I had to take a 24-hour break from Facebook last weekend. I was involved in a vigorous discussion about the Ferguson case with two friends (and I’m pretty sure they’re both still my friends) when a woman I’ve never met jumped in to say, “David Rice needs to STFU.” (If you need to ask, it’s an acronym for a less polite way to say, “Be quiet, please.")
Once I calmed down, I recalled something I read when email was the disruptive technology of the day. In a column about using it to trash the boss or converse with your office lover, the author advised users of this then-new technology to think of an email not as a sealed letter but as a post-it note tacked to the bulletin board in the break room. (If you need to ask, letters were how lovers plighted their troth in the several centuries preceding this one.)
I’m not sure what is the proper analogy for Facebook – think of it as drinking with twitchy-fingered outlaws in a Western saloon instead of with friends in your living room? As showering with strangers? Tossing a stink-bomb into the break room? – but I’m sure I’m not the only one surprised to find a typographical broken chair flying in my direction, flung by a stranger I didn’t realize I had offended, didn’t even stop to think was listening in
Maybe Facebook is more like a polyamorous wedding in which the guests include family members, childhood friends, your high school and college friends, your wife’s high school and college friends, your old coworkers (and your wife’s old coworkers), guys you played softball with two decades ago, parents of kids who played in sports leagues with your kids, and everyone that all of them ever knew. You start a line from an old Marx Brothers movie or “Animal House” and your brother or best friend jumps in to finish it and you all laugh uproariously – while the stranger who just joined you stares at you like you’re mad.

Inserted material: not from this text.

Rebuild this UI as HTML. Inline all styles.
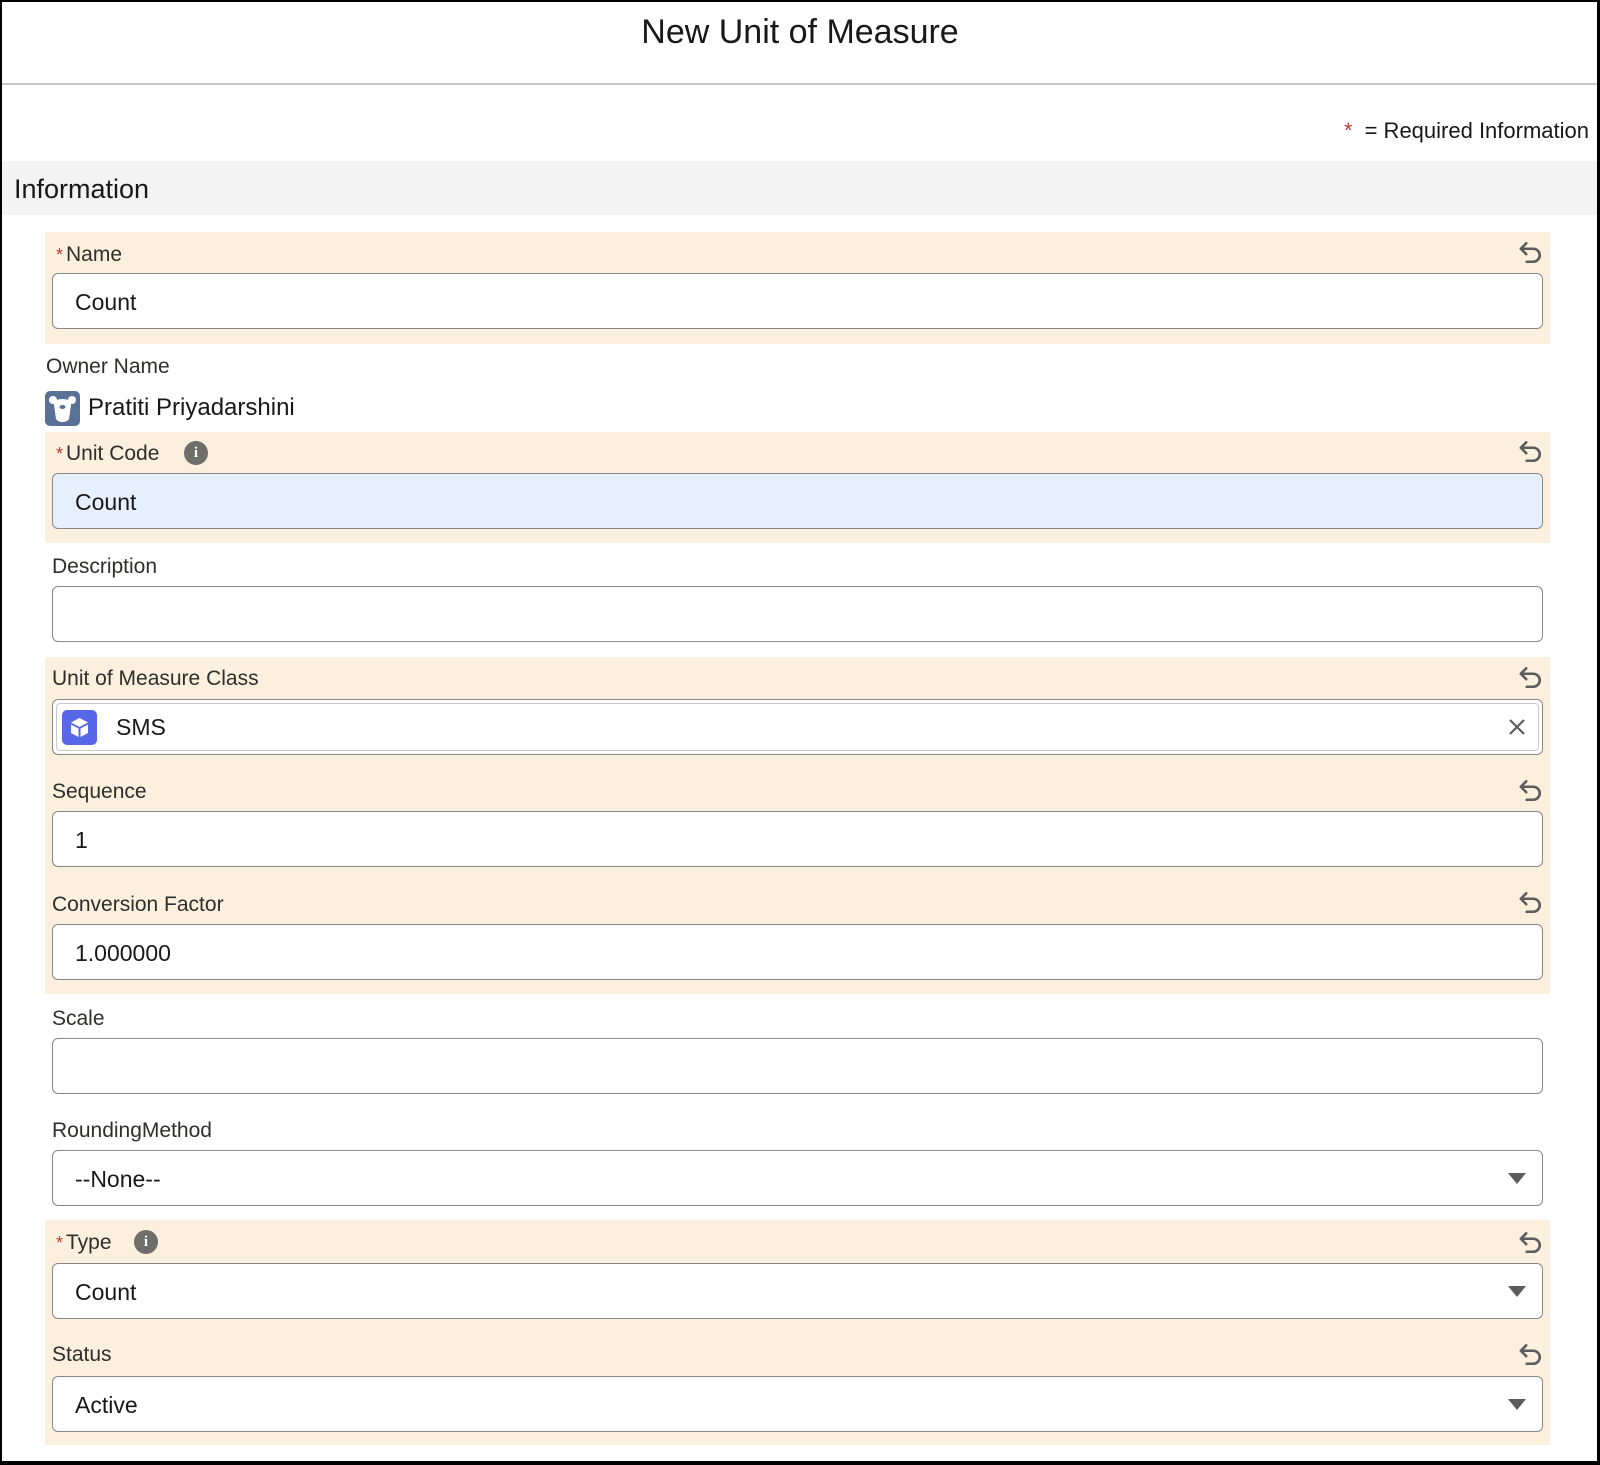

Or maybe it’s more like a bathroom stall, where the graffiti careens from Zen-lite observations to clever non-sequiturs to Jenny’s phone number to the inevitable crudely drawn genitalia. Some are funny (I’m partial to “Things I hate: 1. Vandalism 2. Irony 3. Lists”), while others make you ashamed to share a gender with the guy who wrote it. (If you need to ask, it’s 867-5309.)
And that’s where Facebook gets tricky. I can happily argue with any number of friends on any number of topics. Sometimes they surprise me with their wit, sometimes with their sheer stupidity (i.e., they disagree with me when I’m sure I’m right). But only on the rarest of occasions, at the rawest of times does anyone go away angry or with bruised feelings. Usually we give up trying to convince each other and promise to reconvene over a beer with a new set of nonsense to jaw about.
Not so when a stranger strikes out in anger. I’m a sensitive enough soul to need a Facebook timeout after that. Even worse is when I lash out over something and am almost instantly horrified to realize I have been way too personal with someone who might actually be a delight, if you talked about the right things. There is an excess of anger in the air these days and it doesn’t take much to set some of us off.
Facebook can be educational. Not long ago I reconnected with an African-American friend from church youth group days. The week of the Ferguson non-indictment he described in horrifying detail being pulled over by two cops in Harlem, allegedly for having a clear plastic cover over his license plate. Two other cops appeared on the sidewalk when he pulled over. I’ve never seen a cop reach for a gun while I reached for my registration, but Dexter has. Some anger is justified.
Facebook can be wonderful. Twice recently I have had instant-messaging chats with old friends, one from high school and one from college. They’ve both turned into wonderful, caring adults. Another college friend reached out to ask me if her daughter, a college senior, could interview me about the Moral Monday rallies I’ve attended in Raleigh. I keep up with my own kid at college as he rides bikes and hikes and, we hope, studies. I see the fish my friend Joel has caught and converse with his siblings, all of us fellow formerly rebellious preacher’s kids. And I read a lot of good stuff I wouldn’t have found without my Facebook friends.
But fighting with strangers is futile. I won’t convince them that we’re still fighting our way to the surface of a sea of racism, and they won’t convince me that it’s not as simple as a good cops encountering bad people. As my friend Tim Tyson commented on Facebook the other day, we need to keep protesting no matter how tired and frustrated we get. And we need to be prepared to lose some friends if we can’t keep quiet. But losing friends we haven’t yet made is pointless.
I’ve been reading a lot of westernized Buddhism as I discover where my own personal journey will take me next. All those quotes you see on Facebook about anger are right. Outbursts always have two victims, the deliverer as well as the recipient. When you’ve been on social media too long, you can feel it, from the top of your head down to your fingertips, like bad electricity. We are all interconnected, and we were put here to love one another. And to turn off the computer and read a good book every once in a while.